The cinemas host film premieres with the participation of creators: producers, directors, scriptwriters and actors, as well as reviews and special screenings for groups, festival screenings, reviews and academies. A two-level film library is planned. The EC1 Machine Hall has been adapted for film premieres and festivals.

== Film education studios ==
Film education is one of the principal areas of activity of the Centre; it develops educational programs for children, young people, university students, teachers and the general public through workshops, lectures, screenings and practical activities related to film history, audiovisual culture and the filmmaking process.

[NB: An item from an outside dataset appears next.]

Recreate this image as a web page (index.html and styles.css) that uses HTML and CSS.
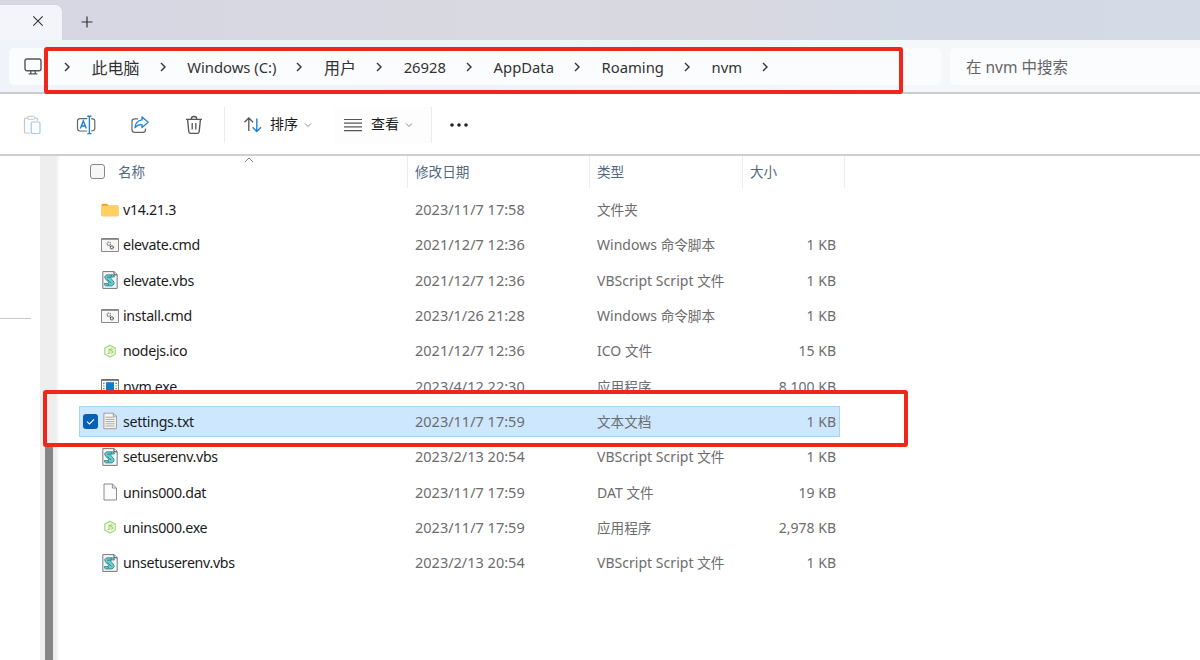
FILE: index.html
```html
<!DOCTYPE html>
<html lang="zh-CN">
<head>
    <meta charset="UTF-8">
    <meta name="viewport" content="width=device-width, initial-scale=1.0">
    <title>nvm</title>
    <link rel="stylesheet" href="styles.css">
</head>
<body>
    <!-- Shared icons -->
    <svg class="icon-defs" width="0" height="0">
        <symbol id="chevron-right" viewBox="0 0 8 12">
            <path d="M2 2l4 4-4 4" fill="none" stroke="#333" stroke-width="1.4"/>
        </symbol>
        <symbol id="chevron-down" viewBox="0 0 8 6">
            <path d="M1 1.5l3 3 3-3" fill="none" stroke="#888" stroke-width="1"/>
        </symbol>
        <symbol id="folder" viewBox="0 0 18 18">
            <path d="M.5 4.2q0-1.5 1.4-1.5h4l1.7 1.7h8.6q1.3 0 1.3 1.3v8.2q0 1.3-1.3 1.3H1.8q-1.3 0-1.3-1.3z" fill="#e9a52c"/>
            <path d="M.5 6q0-1.2 1.3-1.2h14.4q1.3 0 1.3 1.2v7.9q0 1.3-1.3 1.3H1.8q-1.3 0-1.3-1.3z" fill="#ffd061"/>
        </symbol>
        <symbol id="cmd" viewBox="0 0 18 18">
            <path d="M.5 2.7h17v12.8H.5z" fill="#f7f7f7" stroke="#8b8b8b"/>
            <path d="M.5 3h17" stroke="#777" stroke-width="1.4"/>
            <circle cx="7.8" cy="7.7" r="1.7" fill="none" stroke="#777" stroke-width="1.2" stroke-dasharray="1.1 .5"/>
            <circle cx="10.8" cy="11.3" r="1.5" fill="none" stroke="#444" stroke-width="1.2" stroke-dasharray="1.1 .4"/>
        </symbol>
        <symbol id="vbs" viewBox="0 0 18 18">
            <path d="M1.8.6h11.4l3 3v13.8H1.8z" fill="#f4f7f7" stroke="#777"/>
            <path d="M13 .8v3h3" fill="#fff" stroke="#444"/>
            <path d="M5.5 3.8h6.3q1.8.3 1.6 2.2h-3.2q-1.2.6-.2 1.7l2 1.9q2.6 3.6-1 5.3H4.6q-1.8-.6-1.2-2.4h3.5q1.4-.6.4-1.7L4.6 8.2q-2.4-2.8.9-4.4z" fill="#5fd0d3" stroke="#3a737b" stroke-width=".8"/>
            <path d="M6 6.2h4M6.3 8.6l4 3.6M10.2 4v2.2M7.2 12.6v2" fill="none" stroke="#3a737b" stroke-width=".9"/>
        </symbol>
        <symbol id="node" viewBox="0 0 18 18">
            <path d="M9 3.2l5.2 3v6L9 15.1l-5.2-2.9v-6z" fill="#f4fbec" stroke="#a3d977" stroke-width="1.2"/>
            <path d="M8 6.5v4.4q0 1-1.5.5M12 7.2q-2.7-.9-2.7.6 0 1 1.3 1.1 1.6.2 1.3 1.4-.5 1.3-2.7.4" fill="none" stroke="#9bd46b" stroke-width="1.1"/>
        </symbol>
        <symbol id="exe" viewBox="0 0 18 18">
            <path d="M.5 2.6h17v13H.5z" fill="#fafafa" stroke="#7c7c7c"/>
            <path d="M.5 3h17" stroke="#666" stroke-width="1.5"/>
            <path d="M5 5.2h8v8H5z" fill="#0d7bd0"/>
            <path d="M2 6.4h1.6M2 9h1.6M2 11.6h1.6M14.4 6.4H16M14.4 9H16M14.4 11.6H16" stroke="#888" stroke-width="1.2"/>
        </symbol>
        <symbol id="txt" viewBox="0 0 18 18">
            <path d="M2.9 1.2h9.6l2.9 2.9v12.6H2.9z" fill="#f6f5f1" stroke="#a09d98"/>
            <path d="M12.3 1.2v3h3" fill="none" stroke="#a09d98"/>
            <path d="M4.5 5.2h9M4.5 7.4h9M4.5 9.6h9M4.5 11.8h9M4.5 14h9" stroke="#aaa8a5" stroke-width="1"/>
        </symbol>
        <symbol id="dat" viewBox="0 0 18 18">
            <path d="M3 1h8.4L15.5 5v12H3z" fill="#fbfbfb" stroke="#8c8c8c"/>
            <path d="M11.4 1v4h4" fill="none" stroke="#8c8c8c"/>
        </symbol>
    </svg>

    <div class="tab-bar">
        <div class="tab">
            <svg width="12" height="12" viewBox="0 0 12 12"><path d="M1.3 1.3l9.4 9.4M10.7 1.3l-9.4 9.4" stroke="#333" stroke-width="1.1"/></svg>
        </div>
        <svg class="new-tab" width="12" height="12" viewBox="0 0 12 12"><path d="M6 .5v11M.5 6h11" stroke="#333" stroke-width="1.2"/></svg>
    </div>

    <div class="address-bar">
        <div class="breadcrumb">
            <svg class="pc" width="18" height="18" viewBox="0 0 18 18"><rect x="1" y="1" width="16" height="11.8" rx="2" fill="none" stroke="#555" stroke-width="1.4"/><path d="M6.8 12.8v3M11.2 12.8v3M4.6 15.9h8.8" fill="none" stroke="#555" stroke-width="1.3"/></svg>
            <svg class="chevron"><use href="#chevron-right"/></svg>
            <span class="zh">此电脑</span>
            <svg class="chevron"><use href="#chevron-right"/></svg>
            <span>Windows (C:)</span>
            <svg class="chevron"><use href="#chevron-right"/></svg>
            <span class="zh">用户</span>
            <svg class="chevron"><use href="#chevron-right"/></svg>
            <span>26928</span>
            <svg class="chevron"><use href="#chevron-right"/></svg>
            <span>AppData</span>
            <svg class="chevron"><use href="#chevron-right"/></svg>
            <span>Roaming</span>
            <svg class="chevron"><use href="#chevron-right"/></svg>
            <span>nvm</span>
            <svg class="chevron"><use href="#chevron-right"/></svg>
        </div>
        <div class="search">在 nvm 中搜索</div>
        <div class="mark mark-path"></div>
    </div>

    <div class="toolbar">
        <div class="tools">
            <svg width="20" height="20" viewBox="0 0 20 20" fill="none"><path d="M6.5 3H3.8Q2.5 3 2.5 4.3v12.4q0 1.3 1.3 1.3h4M13 3h1.2q1.3 0 1.3 1.3v1.4" stroke="#c3c6ca" stroke-width="1.2"/><rect x="5.5" y="1.3" width="7.5" height="3" rx="1.4" stroke="#c3c6ca"/><rect x="9.2" y="7" width="8.8" height="11.5" rx="1.4" stroke="#9dc9ea" stroke-width="1.2"/></svg>
            <svg width="20" height="20" viewBox="0 0 20 20" fill="none"><path d="M11.2 3.6H4Q1.5 3.6 1.5 6v7.6Q1.5 16 4 16h7.2M15.2 3.6q3.6 0 3.6 2.4v7.6q0 2.4-3.6 2.4" stroke="#666" stroke-width="1.2"/><path d="M4.3 13.5L7.3 6l3 7.5M5.3 11h4M11.3 1.2h4.2M11.3 18.6h4.2M13.4 1.2v17.4" stroke="#1e83d8" stroke-width="1.4"/></svg>
            <svg width="20" height="20" viewBox="0 0 20 20" fill="none"><path d="M8 3.8H4.6Q2 3.8 2 6.4v8.4q0 2.6 2.6 2.6h8.2q2.7 0 2.7-2.6v-1.2" stroke="#666" stroke-width="1.2"/><path d="M12 2l6.3 5.3L12 12.5V9.6q-4.4-.3-7 3.1.4-6.8 7-7.8z" stroke="#1e83d8" stroke-width="1.3" stroke-linejoin="round"/></svg>
            <svg width="20" height="20" viewBox="0 0 20 20" fill="none"><path d="M2 4.4h16M7.2 4.2q0-2.7 2.8-2.7t2.8 2.7M3.6 4.6l1.2 12q.2 1.8 2 1.8h6.4q1.8 0 2-1.8l1.2-12M8.2 8v6.4M11.8 8v6.4" stroke="#555" stroke-width="1.3"/></svg>
        </div>
        <div class="menu sort">
            <svg width="20" height="18" viewBox="0 0 20 18" fill="none"><path d="M5.8 15V2M1.5 6.3L5.8 2l4.3 4.3" stroke="#555" stroke-width="1.3"/><path d="M13.8 2.5v13M9.6 11.3l4.2 4.2 4.2-4.2" stroke="#1e83d8" stroke-width="1.4"/></svg>
            <span>排序</span>
            <svg class="down"><use href="#chevron-down"/></svg>
        </div>
        <div class="menu view">
            <svg width="18" height="16" viewBox="0 0 18 16"><path d="M0 2.5h18M0 6.2h18M0 9.9h18M0 13.6h18" stroke="#555" stroke-width="1.2"/></svg>
            <span>查看</span>
            <svg class="down"><use href="#chevron-down"/></svg>
        </div>
        <svg class="more" width="20" height="6" viewBox="0 0 20 6"><circle cx="3" cy="3" r="1.8"/><circle cx="10" cy="3" r="1.8"/><circle cx="17" cy="3" r="1.8"/></svg>
    </div>

    <div class="main">
        <div class="sidebar"></div>
        <div class="scrollbar"><div class="thumb"></div></div>
        <div class="files">
            <div class="columns">
                <div class="col-name"><span class="checkbox"></span>名称
                    <svg class="sort-mark" width="10" height="6" viewBox="0 0 10 6"><path d="M1 5l4-4 4 4" fill="none" stroke="#888"/></svg>
                </div>
                <div>修改日期</div>
                <div>类型</div>
                <div>大小</div>
            </div>
            <div class="row">
                <svg class="icon"><use href="#folder"/></svg>
                <span class="name">v14.21.3</span>
                <span class="date">2023/11/7 17:58</span>
                <span class="type"><i>文件夹</i></span>
                <span class="size"></span>
            </div>
            <div class="row">
                <svg class="icon"><use href="#cmd"/></svg>
                <span class="name">elevate.cmd</span>
                <span class="date">2021/12/7 12:36</span>
                <span class="type">Windows <i>命令脚本</i></span>
                <span class="size">1 KB</span>
            </div>
            <div class="row">
                <svg class="icon"><use href="#vbs"/></svg>
                <span class="name">elevate.vbs</span>
                <span class="date">2021/12/7 12:36</span>
                <span class="type">VBScript Script <i>文件</i></span>
                <span class="size">1 KB</span>
            </div>
            <div class="row">
                <svg class="icon"><use href="#cmd"/></svg>
                <span class="name">install.cmd</span>
                <span class="date">2023/1/26 21:28</span>
                <span class="type">Windows <i>命令脚本</i></span>
                <span class="size">1 KB</span>
            </div>
            <div class="row">
                <svg class="icon"><use href="#node"/></svg>
                <span class="name">nodejs.ico</span>
                <span class="date">2021/12/7 12:36</span>
                <span class="type">ICO <i>文件</i></span>
                <span class="size">15 KB</span>
            </div>
            <div class="row">
                <svg class="icon"><use href="#exe"/></svg>
                <span class="name">nvm.exe</span>
                <span class="date">2023/4/12 22:30</span>
                <span class="type"><i>应用程序</i></span>
                <span class="size">8,100 KB</span>
            </div>
            <div class="row selected">
                <svg class="checked" width="15" height="15" viewBox="0 0 15 15"><rect width="15" height="15" rx="3" fill="#0560b6"/><path d="M4 7.6l2.5 2.4L11 5.4" fill="none" stroke="#fff" stroke-width="1.1"/></svg>
                <svg class="icon"><use href="#txt"/></svg>
                <span class="name">settings.txt</span>
                <span class="date">2023/11/7 17:59</span>
                <span class="type"><i>文本文档</i></span>
                <span class="size">1 KB</span>
                <div class="mark mark-file"></div>
            </div>
            <div class="row">
                <svg class="icon"><use href="#vbs"/></svg>
                <span class="name">setuserenv.vbs</span>
                <span class="date">2023/2/13 20:54</span>
                <span class="type">VBScript Script <i>文件</i></span>
                <span class="size">1 KB</span>
            </div>
            <div class="row">
                <svg class="icon"><use href="#dat"/></svg>
                <span class="name">unins000.dat</span>
                <span class="date">2023/11/7 17:59</span>
                <span class="type">DAT <i>文件</i></span>
                <span class="size">19 KB</span>
            </div>
            <div class="row">
                <svg class="icon"><use href="#node"/></svg>
                <span class="name">unins000.exe</span>
                <span class="date">2023/11/7 17:59</span>
                <span class="type"><i>应用程序</i></span>
                <span class="size">2,978 KB</span>
            </div>
            <div class="row">
                <svg class="icon"><use href="#vbs"/></svg>
                <span class="name">unsetuserenv.vbs</span>
                <span class="date">2023/2/13 20:54</span>
                <span class="type">VBScript Script <i>文件</i></span>
                <span class="size">1 KB</span>
            </div>
        </div>
    </div>
</body>
</html>
```
FILE: styles.css
```css
* {
    box-sizing: border-box;
}
body {
    margin: 0;
    height: 660px;
    overflow: hidden;
    display: flex;
    flex-direction: column;
    background-color: #fff;
    color: #1b1b1b;
    font-family: "Noto Sans", "Noto Sans CJK SC", sans-serif;
    font-size: 14px;
}
svg {
    display: block;
    flex: none;
}
.icon-defs {
    position: absolute;
}
/* Tabs */
.tab-bar {
    height: 40px;
    flex: none;
    display: flex;
    align-items: flex-end;
    background: linear-gradient(90deg, #d6d7e3 0%, #d9d9e1 45%, #d8d8e1 62%, #d4dae5 75%, #d4dbe6 100%);
}
.tab {
    width: 62px;
    height: 35px;
    padding: 10px 0 0 31.5px;
    background-color: #f3f5fb;
    border-radius: 0 7px 0 0;
}
.new-tab {
    margin: 0 0 12px 19px;
}
/* Address bar */
.address-bar {
    position: relative;
    height: 54px;
    flex: none;
    display: flex;
    align-items: flex-start;
    padding: 8px 0 0 9px;
    gap: 9px;
    background: linear-gradient(90deg, #f1f3fa 0%, #eff2fa 40%, #f5f8fb 80%, #f5f7fa 100%);
    border-bottom: 2px solid #cacbcd;
}
.breadcrumb {
    width: 932px;
    height: 37px;
    display: flex;
    align-items: center;
    padding-left: 15px;
    background-color: #fbfcfd;
    border-radius: 5px;
    font-size: 14.8px;
    color: #333;
    white-space: nowrap;
}
.breadcrumb .pc {
    margin-right: 21px;
}
.breadcrumb .chevron {
    width: 8px;
    height: 12px;
}
.breadcrumb span {
    margin: 0 19px 0 20.6px;
}
.breadcrumb .zh {
    font-size: 16px;
}
.search {
    flex: 1;
    height: 37px;
    padding-left: 16px;
    line-height: 38px;
    background-color: #fbfcfd;
    border-radius: 5px 0 0 5px;
    font-size: 15.5px;
    color: #666;
}
/* Toolbar */
.toolbar {
    height: 62px;
    flex: none;
    display: flex;
    align-items: center;
    padding-top: 2px;
    border-bottom: 2px solid #cfcfcf;
}
.tools {
    width: 225px;
    height: 36px;
    display: flex;
    align-items: center;
    gap: 34px;
    padding-left: 22px;
    border-right: 1px solid #ececec;
}
.menu {
    height: 36px;
    display: flex;
    align-items: center;
    font-size: 14px;
    white-space: nowrap;
}
.menu span {
    line-height: 20px;
    margin-top: -2px;
}
.menu .down {
    width: 8px;
    height: 6px;
}
.sort {
    width: 109px;
    padding-left: 18px;
}
.sort span {
    margin-left: 7px;
    margin-right: 6px;
}
.view {
    width: 98px;
    padding-left: 10px;
    background-color: #fdfdfd;
    border-right: 1px solid #ececec;
}
.view span {
    margin-left: 9px;
    margin-right: 6px;
}
.more {
    margin-left: 17px;
    fill: #222;
}
/* File list */
.main {
    flex: 1;
    display: flex;
    min-height: 0;
}
.sidebar {
    width: 31px;
    height: 163px;
    margin-right: 9px;
    border-bottom: 1px solid #c8c8c8;
}
.scrollbar {
    width: 20px;
    padding: 290px 0 0 5px;
    background: linear-gradient(90deg, #eee 0, #eee 16px, #f8f8f8 18px, #fff 20px);
}
.thumb {
    width: 8px;
    height: 100%;
    background-color: #868686;
}
.files {
    width: 785px;
    padding-left: 19px;
}
.columns {
    display: grid;
    grid-template-columns: 329px 182px 153px 102px;
    height: 32px;
    margin-bottom: 6.2px;
    font-size: 13.6px;
    line-height: 31px;
    color: #546980;
}
.columns div {
    padding-left: 7px;
    border-right: 1px solid #ececec;
}
.columns .col-name {
    position: relative;
    display: flex;
    align-items: center;
    padding-left: 11px;
    padding-bottom: 1px;
}
.checkbox {
    width: 15px;
    height: 15px;
    margin-right: 13px;
    border: 1px solid #888;
    border-radius: 3px;
    background-color: #f7f7f7;
}
.sort-mark {
    position: absolute;
    left: 165px;
    top: 1px;
}
.row {
    position: relative;
    width: 761px;
    height: 31px;
    margin-bottom: 4.3px;
    padding-right: 4px;
    display: grid;
    grid-template-columns: 22px 22px 292px 182px 100px 1fr;
    align-items: center;
    white-space: nowrap;
    color: #6d6d6d;
}
.selected {
    background-color: #cce7fe;
    box-shadow: inset 0 0 0 1px #a5d3f5;
}
.checked {
    margin-left: 4px;
}
.icon {
    grid-column: 2;
    width: 18px;
    height: 18px;
}
.name {
    color: #1b1b1b;
    font-size: 14.2px;
    letter-spacing: -0.3px;
}
.date {
    font-size: 14.5px;
    line-height: 19px;
}
.type {
    line-height: 19px;
    letter-spacing: 0.03px;
}
.type i {
    font-style: normal;
    font-size: 13.6px;
    letter-spacing: 0;
}
.size {
    text-align: right;
}
/* Red highlight boxes */
.mark {
    position: absolute;
    border: 4px solid #f0251b;
    border-radius: 3px;
}
.mark-path {
    left: 44px;
    top: 7px;
    width: 859px;
    height: 47px;
}
.mark-file {
    left: -36px;
    top: -15.5px;
    width: 865px;
    height: 57px;
    z-index: 1;
}
```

The educational programme is centred on the Film Education Studios – specialist facilities designed to simulate the principal stages of film production. The Animation Studio introduces participants to stop-motion animation and visual storytelling through workshops on storyboard creation, set design, costume design, make-up, character creation and film poster design. The Special Effects Studio focuses on contemporary visual effects techniques including green screen technology and motion capture, enabling participants to explore digital filmmaking and computer-generated imagery. The Television Studio recreates a professional television production environment in which visitors learn the fundamentals of camera work, directing, lighting and live television production by producing news broadcasts, weather forecasts and game shows. In the Sound Studio, participants record dialogue, create dubbing tracks, experiment with Foley sound effects. The Post-production studio is dedicated to digital editing, image processing and the final stages of film production.

== Łódź Film Commission ==
Łódź Film Commission (ŁFC) is a film commission operating within the structure of EC1 Łódź – City of Culture. Established in 2009 as the first institution of its kind in Poland, it was created to implement Łódź's film policy and to support audiovisual production in the city and the Łódź region. Its activities include assistance to producers of feature, documentary and animated films, television productions, commercials, music videos, video games and other audiovisual projects. The Commission provides support in location scouting, obtaining filming permits, coordinating cooperation with municipal authorities and public services, facilitating access to public spaces, and connecting productions with local companies and professionals. Since 2015, Łódź Film Commission has operated within the EC1 Łódź – City of Culture institution, and is located at the National Centre for Film Culture.

An important area of Łódź Film Commission's activity is the operation of the Łódź Film Fund, established in 2007 as the first regional film fund in Poland and one of the country's largest. The Fund awards co-production financing to feature films, documentaries and animated productions connected with Łódź or the Łódź region through their subject matter, filming locations or creative teams. Among the productions supported by the Fund are the Academy Award-winning Ida directed by Paweł Pawlikowski, the Oscar-nominated In Darkness by Agnieszka Holland, and Afterimage, the final feature film directed by Andrzej Wajda. Łódź Film Commission is also a member of the Association of Film Commissioners International and Cine-Regio, and cooperates with Film Commission Poland.